[GIVEN TASK] Copy everything in the listing below word for word, apart from any images.

[SUPPLIED MATERIAL]
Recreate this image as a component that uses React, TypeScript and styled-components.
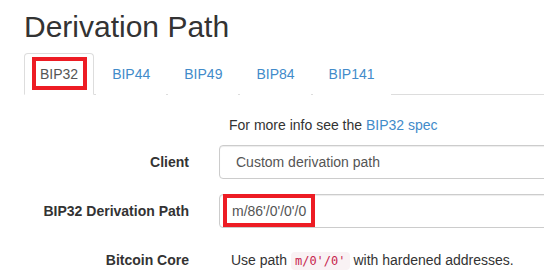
import React from "react";
import styled, { createGlobalStyle } from "styled-components";

const GlobalStyle = createGlobalStyle`
  html, body {
    margin: 0;
    padding: 0;
    overflow: hidden;
    background: #fff;
  }
  body {
    font-family: "Liberation Sans", Arial, sans-serif;
    font-size: 14px;
    line-height: 20px;
    color: #333;
  }
  * {
    box-sizing: border-box;
  }
`;

const Page = styled.div`
  padding: 10px 0 0 24px;
  width: 100%;
  overflow: hidden;
`;

const Title = styled.h2`
  margin: 0 0 10px;
  font-size: 30px;
  font-weight: 500;
  line-height: 33px;
  color: #333;
`;

const Tabs = styled.ul`
  display: flex;
  list-style: none;
  margin: 0;
  padding: 0;
  border-bottom: 1px solid #ddd;
`;

const Tab = styled.li`
  margin: 0 2px -1px 0;
`;

const TabLink = styled.a<{ $active?: boolean }>`
  display: block;
  padding: 10px 15px;
  line-height: 20px;
  border: 1px solid ${(p) => (p.$active ? "#ddd" : "transparent")};
  border-bottom-color: ${(p) => (p.$active ? "#fff" : "transparent")};
  border-radius: 4px 4px 0 0;
  background: #fff;
  color: ${(p) => (p.$active ? "#555" : "#428bca")};
  text-decoration: none;
  cursor: pointer;
`;

const Marked = styled.span`
  position: relative;
  display: inline-block;

  &::after {
    content: "";
    position: absolute;
    top: -7px;
    bottom: -6px;
    left: -8px;
    right: -9px;
    border: 4px solid #ed1c24;
    pointer-events: none;
  }
`;

const Form = styled.div`
  padding-top: 20px;
`;

const Row = styled.div<{ $gap?: number }>`
  display: grid;
  grid-template-columns: 165px 420px;
  column-gap: 30px;
  margin-bottom: ${(p) => p.$gap ?? 15}px;
`;

const Label = styled.label`
  text-align: right;
  font-weight: bold;
  padding-top: 7px;
  line-height: 20px;
`;

const Help = styled.div<{ $indent: number }>`
  padding-left: ${(p) => p.$indent}px;
  line-height: 20px;
`;

const Static = styled(Help)`
  padding-top: 7px;
`;

const Link = styled.a`
  color: #428bca;
  text-decoration: none;
`;

const Select = styled.select`
  width: 100%;
  height: 34px;
  padding: 6px 12px;
  font-family: inherit;
  font-size: 14px;
  color: #555;
  background: #fff;
  border: 1px solid #ccc;
  border-radius: 4px;
  box-shadow: inset 0 1px 1px rgba(0, 0, 0, 0.075);
`;

const InputWrap = styled.div`
  position: relative;
`;

const Input = styled.input`
  display: block;
  width: 100%;
  height: 34px;
  padding: 6px 12px;
  font-family: inherit;
  font-size: 14px;
  color: #555;
  background: #fff;
  border: 1px solid #ccc;
  border-radius: 4px;
  box-shadow: inset 0 1px 1px rgba(0, 0, 0, 0.075);
`;

const InputMark = styled.div`
  position: absolute;
  top: 0;
  left: 4px;
  width: 92px;
  height: 33px;
  border: 4px solid #ed1c24;
  pointer-events: none;
`;

const Code = styled.code`
  padding: 2px 4px;
  font-family: "DejaVu Sans Mono", "Liberation Mono", monospace;
  font-size: 12px;
  color: #c7254e;
  background: #f9f2f4;
  border-radius: 4px;
`;

const tabs = ["BIP32", "BIP44", "BIP49", "BIP84", "BIP141"];

export default function App() {
  return (
    <Page>
      <GlobalStyle />
      <Title>Derivation Path</Title>
      <Tabs>
        {tabs.map((t, i) => (
          <Tab key={t}>
            <TabLink $active={i === 0}>
              {i === 0 ? <Marked>{t}</Marked> : t}
            </TabLink>
          </Tab>
        ))}
      </Tabs>
      <Form>
        <Row $gap={10}>
          <div />
          <Help $indent={10}>
            For more info see the <Link href="#">BIP32 spec</Link>
          </Help>
        </Row>
        <Row>
          <Label>Client</Label>
          <Select defaultValue="custom">
            <option value="custom">Custom derivation path</option>
          </Select>
        </Row>
        <Row>
          <Label>BIP32 Derivation Path</Label>
          <InputWrap>
            <Input defaultValue="m/86'/0'/0'/0" />
            <InputMark />
          </InputWrap>
        </Row>
        <Row>
          <Label>Bitcoin Core</Label>
          <Static $indent={12}>
            Use path <Code>m/0'/0'</Code> with hardened addresses.
          </Static>
        </Row>
      </Form>
    </Page>
  );
}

[TASK RESULT]
Recreate this image as a component that uses React, TypeScript and styled-components.
import React from "react";
import styled, { createGlobalStyle } from "styled-components";

const GlobalStyle = createGlobalStyle`
  html, body {
    margin: 0;
    padding: 0;
    overflow: hidden;
    background: #fff;
  }
  body {
    font-family: "Liberation Sans", Arial, sans-serif;
    font-size: 14px;
    line-height: 20px;
    color: #333;
  }
  * {
    box-sizing: border-box;
  }
`;

const Page = styled.div`
  padding: 10px 0 0 24px;
  width: 100%;
  overflow: hidden;
`;

const Title = styled.h2`
  margin: 0 0 10px;
  font-size: 30px;
  font-weight: 500;
  line-height: 33px;
  color: #333;
`;

const Tabs = styled.ul`
  display: flex;
  list-style: none;
  margin: 0;
  padding: 0;
  border-bottom: 1px solid #ddd;
`;

const Tab = styled.li`
  margin: 0 2px -1px 0;
`;

const TabLink = styled.a<{ $active?: boolean }>`
  display: block;
  padding: 10px 15px;
  line-height: 20px;
  border: 1px solid ${(p) => (p.$active ? "#ddd" : "transparent")};
  border-bottom-color: ${(p) => (p.$active ? "#fff" : "transparent")};
  border-radius: 4px 4px 0 0;
  background: #fff;
  color: ${(p) => (p.$active ? "#555" : "#428bca")};
  text-decoration: none;
  cursor: pointer;
`;

const Marked = styled.span`
  position: relative;
  display: inline-block;

  &::after {
    content: "";
    position: absolute;
    top: -7px;
    bottom: -6px;
    left: -8px;
    right: -9px;
    border: 4px solid #ed1c24;
    pointer-events: none;
  }
`;

const Form = styled.div`
  padding-top: 20px;
`;

const Row = styled.div<{ $gap?: number }>`
  display: grid;
  grid-template-columns: 165px 420px;
  column-gap: 30px;
  margin-bottom: ${(p) => p.$gap ?? 15}px;
`;

const Label = styled.label`
  text-align: right;
  font-weight: bold;
  padding-top: 7px;
  line-height: 20px;
`;

const Help = styled.div<{ $indent: number }>`
  padding-left: ${(p) => p.$indent}px;
  line-height: 20px;
`;

const Static = styled(Help)`
  padding-top: 7px;
`;

const Link = styled.a`
  color: #428bca;
  text-decoration: none;
`;

const Select = styled.select`
  width: 100%;
  height: 34px;
  padding: 6px 12px;
  font-family: inherit;
  font-size: 14px;
  color: #555;
  background: #fff;
  border: 1px solid #ccc;
  border-radius: 4px;
  box-shadow: inset 0 1px 1px rgba(0, 0, 0, 0.075);
`;

const InputWrap = styled.div`
  position: relative;
`;

const Input = styled.input`
  display: block;
  width: 100%;
  height: 34px;
  padding: 6px 12px;
  font-family: inherit;
  font-size: 14px;
  color: #555;
  background: #fff;
  border: 1px solid #ccc;
  border-radius: 4px;
  box-shadow: inset 0 1px 1px rgba(0, 0, 0, 0.075);
`;

const InputMark = styled.div`
  position: absolute;
  top: 0;
  left: 4px;
  width: 92px;
  height: 33px;
  border: 4px solid #ed1c24;
  pointer-events: none;
`;

const Code = styled.code`
  padding: 2px 4px;
  font-family: "DejaVu Sans Mono", "Liberation Mono", monospace;
  font-size: 12px;
  color: #c7254e;
  background: #f9f2f4;
  border-radius: 4px;
`;

const tabs = ["BIP32", "BIP44", "BIP49", "BIP84", "BIP141"];

export default function App() {
  return (
    <Page>
      <GlobalStyle />
      <Title>Derivation Path</Title>
      <Tabs>
        {tabs.map((t, i) => (
          <Tab key={t}>
            <TabLink $active={i === 0}>
              {i === 0 ? <Marked>{t}</Marked> : t}
            </TabLink>
          </Tab>
        ))}
      </Tabs>
      <Form>
        <Row $gap={10}>
          <div />
          <Help $indent={10}>
            For more info see the <Link href="#">BIP32 spec</Link>
          </Help>
        </Row>
        <Row>
          <Label>Client</Label>
          <Select defaultValue="custom">
            <option value="custom">Custom derivation path</option>
          </Select>
        </Row>
        <Row>
          <Label>BIP32 Derivation Path</Label>
          <InputWrap>
            <Input defaultValue="m/86'/0'/0'/0" />
            <InputMark />
          </InputWrap>
        </Row>
        <Row>
          <Label>Bitcoin Core</Label>
          <Static $indent={12}>
            Use path <Code>m/0'/0'</Code> with hardened addresses.
          </Static>
        </Row>
      </Form>
    </Page>
  );
}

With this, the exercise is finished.